DETAIL.ID, Jakarta – Bank Indonesia (BI) memperkirakan pertumbuhan ekonomi dunia hanya mencapai 2,7 persen sampai 2,8 persen pada tahun ini akibat tertekan virus corona atau Covid-19. Tekanan tersebut turut mempengaruhi laju ekonomi Indonesia yang diramal hanya mampu tumbuh 5,1 persen pada tahun ini.
Proyeksi BI terhadap laju ekonomi dunia itu lebih rendah dari ‘ramalan’ beberapa lembaga internasional di kisaran 3 persen. Salah satunya proyeksi Dana Moneter Internasional (International Monetary Fund/IMF) sebesar 3,3 persen.
“Pertumbuhan ekonomi dunia akan lebih rendah karena ada gangguan global supply chain (rantai pasok) dan distribusi di negara-negara maju. Belum lagi, perkembangan harga komoditas,” ungkap Gubernur BI Perry Warjiyo, Rabu (11/3/2020).
Lebih lanjut, ia mengatakan penurunan proyeksi ekonomi dunia juga terjadi akibat tekanan virus corona ke pasar keuangan, khususnya bursa saham dan nilai tukar mata uang. Perry turut melihat perkembangan sejumlah negara berskala ekonomi besar akan terkoreksi, seperti China, Amerika Serikat, Eropa, Korea Selatan, dan Jepang.
“Amerika mungkin sekitar 1,8 persen sampai 1,9 persen, Eropa juga turun, Jepang bahkan resesi tahun ini,” imbuhnya.
Sementara proyeksi BI terhadap ekonomi Indonesia lebih rendah dari target awal sebesar 5,1 persen sampai 5,5 persen. Namun, masih lebih tinggi dari proyeksi Menteri Keuangan Sri Mulyani Indrawati yang sebesar 4,7 persen sampai 5,0 persen dan lembaga pemeringkat kredit internasional Moody’s sebesar 4,8 persen.
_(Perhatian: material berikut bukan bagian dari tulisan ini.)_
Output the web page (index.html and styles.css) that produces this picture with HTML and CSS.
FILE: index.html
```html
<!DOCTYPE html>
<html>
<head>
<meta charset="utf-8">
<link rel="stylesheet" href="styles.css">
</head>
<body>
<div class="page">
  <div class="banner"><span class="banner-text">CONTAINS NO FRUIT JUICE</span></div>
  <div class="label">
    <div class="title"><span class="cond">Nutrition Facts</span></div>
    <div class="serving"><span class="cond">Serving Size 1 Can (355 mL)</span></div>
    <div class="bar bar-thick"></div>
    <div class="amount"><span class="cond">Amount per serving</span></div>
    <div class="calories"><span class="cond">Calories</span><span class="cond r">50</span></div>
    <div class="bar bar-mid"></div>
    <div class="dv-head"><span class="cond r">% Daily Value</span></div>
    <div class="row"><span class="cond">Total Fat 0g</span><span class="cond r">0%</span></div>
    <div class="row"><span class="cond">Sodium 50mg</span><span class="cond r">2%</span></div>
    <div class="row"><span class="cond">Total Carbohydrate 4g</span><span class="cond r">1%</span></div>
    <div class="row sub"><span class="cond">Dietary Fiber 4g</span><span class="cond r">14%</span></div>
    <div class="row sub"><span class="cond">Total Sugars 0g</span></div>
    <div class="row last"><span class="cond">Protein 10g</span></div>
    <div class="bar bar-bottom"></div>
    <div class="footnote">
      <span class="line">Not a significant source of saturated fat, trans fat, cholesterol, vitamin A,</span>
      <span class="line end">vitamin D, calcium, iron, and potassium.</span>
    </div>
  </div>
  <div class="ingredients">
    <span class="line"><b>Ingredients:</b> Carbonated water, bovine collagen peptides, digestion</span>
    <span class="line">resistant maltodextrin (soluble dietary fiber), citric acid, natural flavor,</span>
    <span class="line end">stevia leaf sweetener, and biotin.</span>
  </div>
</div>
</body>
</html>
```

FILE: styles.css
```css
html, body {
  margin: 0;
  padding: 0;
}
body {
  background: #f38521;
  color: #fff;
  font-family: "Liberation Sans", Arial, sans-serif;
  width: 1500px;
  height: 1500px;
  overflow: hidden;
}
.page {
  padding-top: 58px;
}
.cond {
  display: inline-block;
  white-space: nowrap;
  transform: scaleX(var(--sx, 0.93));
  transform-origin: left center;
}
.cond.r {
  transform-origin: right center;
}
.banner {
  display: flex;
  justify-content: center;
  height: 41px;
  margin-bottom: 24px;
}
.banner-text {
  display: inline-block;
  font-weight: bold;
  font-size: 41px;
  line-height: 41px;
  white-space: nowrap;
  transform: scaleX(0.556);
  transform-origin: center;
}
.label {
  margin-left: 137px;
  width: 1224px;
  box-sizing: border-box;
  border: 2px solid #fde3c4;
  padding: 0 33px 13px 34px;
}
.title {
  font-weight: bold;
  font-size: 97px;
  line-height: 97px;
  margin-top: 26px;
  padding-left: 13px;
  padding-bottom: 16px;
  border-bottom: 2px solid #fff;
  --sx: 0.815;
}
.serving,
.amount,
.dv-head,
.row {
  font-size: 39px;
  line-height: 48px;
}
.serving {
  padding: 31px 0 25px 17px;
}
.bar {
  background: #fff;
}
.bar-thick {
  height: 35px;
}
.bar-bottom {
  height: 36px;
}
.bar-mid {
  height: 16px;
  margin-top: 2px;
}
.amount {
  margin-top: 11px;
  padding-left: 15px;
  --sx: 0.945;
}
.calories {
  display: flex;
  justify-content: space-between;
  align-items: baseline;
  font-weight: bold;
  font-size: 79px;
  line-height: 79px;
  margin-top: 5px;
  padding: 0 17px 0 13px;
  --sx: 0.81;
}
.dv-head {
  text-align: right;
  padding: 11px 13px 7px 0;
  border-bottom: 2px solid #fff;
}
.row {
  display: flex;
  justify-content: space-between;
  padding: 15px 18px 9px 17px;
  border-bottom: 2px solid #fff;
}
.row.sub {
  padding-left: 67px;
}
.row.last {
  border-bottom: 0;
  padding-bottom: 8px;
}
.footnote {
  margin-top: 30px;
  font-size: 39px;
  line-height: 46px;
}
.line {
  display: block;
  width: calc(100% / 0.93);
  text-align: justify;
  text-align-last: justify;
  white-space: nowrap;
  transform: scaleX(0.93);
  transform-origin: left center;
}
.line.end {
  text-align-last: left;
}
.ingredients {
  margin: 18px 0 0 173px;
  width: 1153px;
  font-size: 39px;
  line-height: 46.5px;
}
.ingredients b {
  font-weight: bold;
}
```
Perry menjelaskan proyeksi revisi laju ekonomi nasional berasal dari perkiraan pertumbuhan sebesar 4,9 persen pada kuartal I 2020. Lalu, 5,0 persen pada kuartal II, 5,1 persen pada kuartal III, dan 5,2 persen pada kuartal IV 2020.
“Jadi keseluruhan itu, (ekonomi) masih bisa 5,1 persen pada tahun ini. Tapi kalau kami push dengan stimulus fiskal, masih bisa menjadi 5,2 persen. Hanya dengan merebaknya (virus corona) di negara maju, maka kami kalkulasi lagi,” katanya.
Sementara untuk inflasi, Perry memperkirakan masih tetap bisa dijaga sesuai target awal sebesar 3 persen plus minus 1 persen. Begitu pula dengan defisit transaksi berjalan (Current Account Deficit/CAD) sebesar 2,5 persen sampai 3,0 persen dari Produk Domestik Bruto (PDB).
“Sejumlah ekspor memang akan terganggu dalam jangka pendek, tapi impor juga, sehingga dampak ke CAD, kami masih optimis sekitar 2,7 persen terhadap PDB,” ujarnya.
Tak ketinggalan, pertumbuhan Dana Pihak Ketiga (DPK) di perbankan juga diperkirakan masih bisa mencapai kisaran target sebesar 8 persen sampai 10 persen. Hanya saja, target pertumbuhan kredit sebesar 9 persen hingga 11 persen perlu dikaji kembali.
“Kredit ini masih kami kaji lagi, tapi tahun depan rasanya masih bisa di kisaran 10 persen sampai 12 persen. Tahun ini akan lebih rendah, tapi tahun depan dengan stimulus baru lagi, justru pertumbuhan kredit bisa lebih tinggi,” katanya.
Di sisi lain, Perry kembali menekankan bahwa pemerintah, BI, dan Otoritas Jasa Keuangan (OJK) akan terus berkoordinasi untuk mendongkrak perekonomian nasional. Bank sentral nasional sendiri akan memberi stimulus melalui kebijakan moneter, makroprudensial, sistem pembayaran, ekonomi digital, hingga keuangan syariah dan UMKM.